Last month, while working words in the Blue Mountains, I returned to the place where I spent my childhood, a village, a post office and a public-phone booth making up the village heart. I hadn’t visited the village for twenty-five years, although I had thought about it. In fact I’ve thought about it often, every week, sometimes every day.
When I can’t fall asleep I recall the green-painted weatherboard cottage; it had once been used as an apple-packing shed. And the wood-chip heater in the bathroom, how it would puff-puff-puff when we’d get it really hot. And the fire-wood alcove in from the front door and the tool-room out the back. And the bedroom in which I once slept, how it had a view of the open-fire in the loungeroom. And the school friends I invited up there, one particular school friend, another boy, the event that happened one night in the bedroom, the event that suggested my life would take a different course.
So I did my trip back; I made a mix-CD for the purpose, songs from the last two decades, not songs from my childhood because that would have been too much. In the car I put on the CD and drove the twenty-five kilometres – one kilometre, I realise now, for each year that I’ve been away – to the old holiday mountain.
Everything was the same, everything: the hairpin bend, the tree-ferns like soldiers, the avenues of oaks and ash. I turned down the lane to the apple-packing shed. But the apple-packing shed: it was no more. In its place was a sleek, black, architectural creation, not ugly, but it shouldn’t have been there.
How could they do this? How will I be able to get to sleep now?
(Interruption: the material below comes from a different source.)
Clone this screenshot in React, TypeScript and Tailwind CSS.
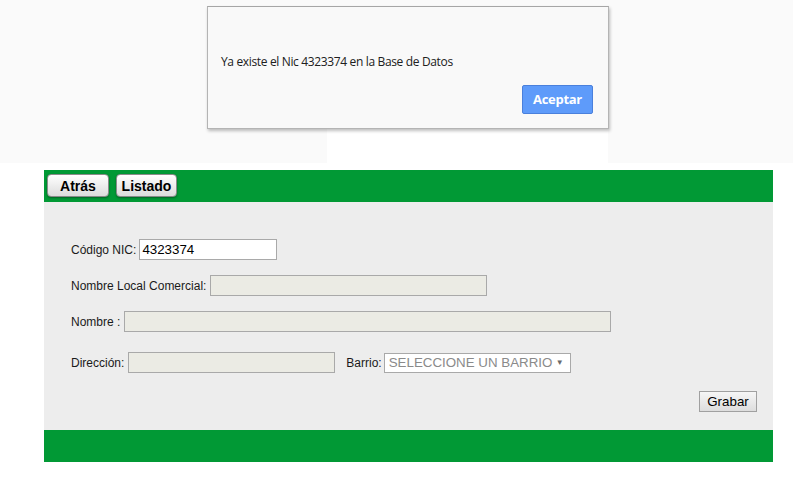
import React from 'react';

const labelCls = "text-[12px] text-[#1a1a1a] whitespace-nowrap";
const disabledInput = "h-[21px] border border-[#a9a9a9] bg-[#ebebe4]";

export default function App() {
  return (
    <div className="relative w-[793px] h-[491px] bg-white overflow-hidden" style={{ fontFamily: '"Liberation Sans", Arial, sans-serif' }}>
      {/* Top band behind the alert */}
      <div className="h-[163px] bg-[#fafafa]" />

      {/* Alert overlay */}
      <div className="absolute left-[327px] top-[128px] w-[281px] h-[35px] bg-white" />
      <div className="absolute left-[207px] top-[6px] w-[402px] h-[123px] bg-[#f9f9f9] border border-[#b4b4b4] border-t-[#a6a6a6] shadow-[1px_2px_3px_rgba(0,0,0,0.25)]">
        <p className="absolute left-[13px] top-[46px] text-[12px] text-[#202020]" style={{ fontFamily: '"Open Sans", "Noto Sans", sans-serif', letterSpacing: '-0.35px' }}>
          Ya existe el Nic 4323374 en la Base de Datos
        </p>
        <button className="absolute left-[314px] top-[78px] w-[71px] h-[29px] rounded-[2px] bg-[#5e9bfa] border border-[#4a80dc] text-white text-[13px] font-bold" style={{ fontFamily: '"Open Sans", "Noto Sans", sans-serif', letterSpacing: '-0.3px' }}>
          Aceptar
        </button>
      </div>

      {/* Main form */}
      <div className="ml-[44px] mt-[7px] w-[729px]">
        <div className="h-[32px] bg-[#019935] flex items-start gap-[7px] pl-[3px] pt-[4px]">
          <button className="w-[62px] h-[23px] rounded-[4px] border border-[#8a8a8a] bg-gradient-to-b from-white to-[#dcdcdc] shadow-[0_1px_2px_rgba(0,0,0,0.35)] text-[14px] font-bold text-black leading-none">
            Atrás
          </button>
          <button className="w-[61px] h-[23px] rounded-[4px] border border-[#8a8a8a] bg-gradient-to-b from-white to-[#dcdcdc] shadow-[0_1px_2px_rgba(0,0,0,0.35)] text-[14px] font-bold text-black leading-none">
            Listado
          </button>
        </div>

        <div className="h-[228px] bg-[#ededed] pl-[27px] pt-[37px]">
          <div className="flex items-center gap-[3px] h-[21px]">
            <span className={labelCls}>Código NIC:</span>
            <div className="w-[138px] h-[21px] border border-[#a9a9a9] bg-white text-[13.33px] text-black pl-[2px] leading-[19px]">4323374</div>
          </div>
          <div className="flex items-center gap-[4px] h-[21px] mt-[15px]">
            <span className={labelCls}>Nombre Local Comercial:</span>
            <div className={`w-[277px] ${disabledInput}`} />
          </div>
          <div className="flex items-center gap-[4px] h-[21px] mt-[15px]">
            <span className={labelCls}>Nombre :</span>
            <div className={`w-[487px] ${disabledInput}`} />
          </div>
          <div className="flex items-center h-[21px] mt-[20px]">
            <span className={labelCls}>Dirección:</span>
            <div className={`ml-[4px] w-[207px] ${disabledInput}`} />
            <span className={`ml-[11px] ${labelCls}`}>Barrio:</span>
            <div className="ml-[2px] w-[187px] h-[20px] border border-[#a9a9a9] bg-white flex items-center pl-[4px] pr-[6px] text-[13.33px] text-[#8a8a8a]">
              <span className="flex-1">SELECCIONE UN BARRIO</span>
              <span className="text-[8px] text-[#6a6a6a]">▼</span>
            </div>
          </div>
          <div className="flex justify-end pr-[16px] mt-[18px]">
            <button className="w-[58px] h-[21px] border border-[#a0a0a0] bg-gradient-to-b from-[#f6f6f6] to-[#dddddd] text-[13.33px] text-black leading-none">
              Grabar
            </button>
          </div>
        </div>

        <div className="h-[32px] bg-[#019935]" />
      </div>
    </div>
  );
}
I got out of the car. I took quick photos for the family. But then I saw it: an old apple box half-covered in builder’s rubble. I exposed the box, carefully cleaning it of basaltic dirt. I felt sure it had once been inside the holiday house I used to know, either in the fire-wood alcove or in the tool-room. In a flash I had an idea. I grabbed the box and ran back to the car.
As I sped away I thought of Robert Frost’s ‘After Apple-picking’: One can see what will trouble/This sleep of mine, whatever sleep it is.
(First published in Panorama, The Canberra Times, 17 December 2011.)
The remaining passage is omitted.